Interest rates on home loans moved lower this past week and are likely to drift down further if tomorrow’s employment report isn’t too robust.
Thirty-year fixed rates averaged 3.97 percent in the Primary Mortgage Market Survey published by Freddie Mac for the week ended Jan. 7.
The 30 year declined four basis points compared to the last survey from Freddie. But it has ascended 24 BPS versus the same report last year.
Freddie Mac Chief Economist Sean Becketti attributed the week-over-week decline in mortgage rates to a
flight to safety amid a global equity selloff in response to concerns about overseas economic developments.
Joe Farr, director at MBSQuoteline, noted that mortgage rates have recently been improving.
“MBS prices were at the worst levels of the December when last week’s survey was conducted,” Farr said in a written statement. “Due [to] increased geopolitical tensions and weakness in global economic activity, MBS prices have been on steep path higher since then.”
Based on Mortgage Daily’s analysis of Treasury market activity, fixed rates could be around six BPS lower in Freddie’s next survey — though rates could turn higher if tomorrow’s employment report is strong.
But less than a quarter of panelists surveyed by Bankrate.com for the week Jan. 7 to Jan. 13 predicted that mortgage rates will fall over the next week. The remaining 76 percent were evenly split about whether rates will rise at least three BPS or stay where they are.

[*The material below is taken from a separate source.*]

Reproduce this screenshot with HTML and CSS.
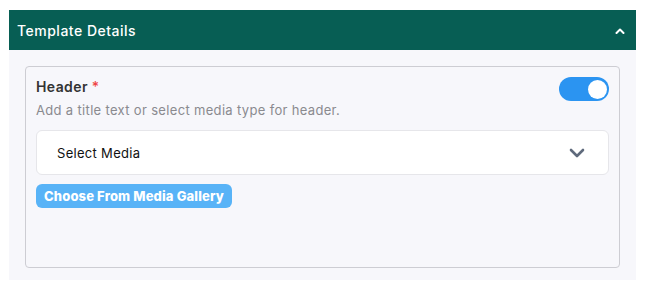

Freddie reported that 15-year fixed rates averaged 3.26 percent, two BPS higher than in the week ended Dec. 31, 2015.
At 3.09 percent, Treasury-indexed, hybrid, adjustable-rate mortgages averaged a basis point more than as of seven days earlier, according to Freddie’s report.

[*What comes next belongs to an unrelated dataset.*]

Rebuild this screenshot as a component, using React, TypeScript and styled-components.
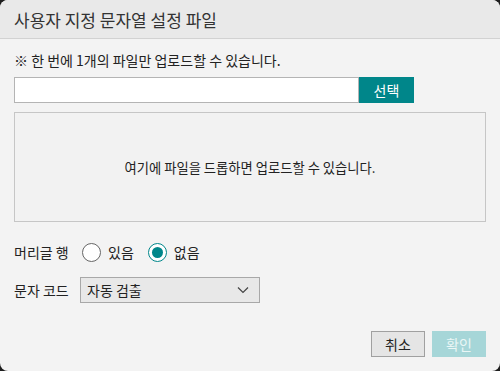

The one-year Treasury yield, which is used as an index on one-year adjustable-rate mortgages, closed Thursday at 0.66 percent, a basis point more than one week prior, according to Treasury Department data.
An index utilized on other adjustable-rate mortgages, the six-month London Interbank Offered Rate, was 0.85 percent as of Wednesday, Bankrate.com reported. LIBOR climbed from 0.83 percent seven days earlier.
Rate locks for ARMs accounted for 21.3 percent of all activity in the U.S. Mortgage Market Index report from OpenClose and Mortgage Daily for the week ended Jan. 1. ARM share soared from 11.9 percent the prior week.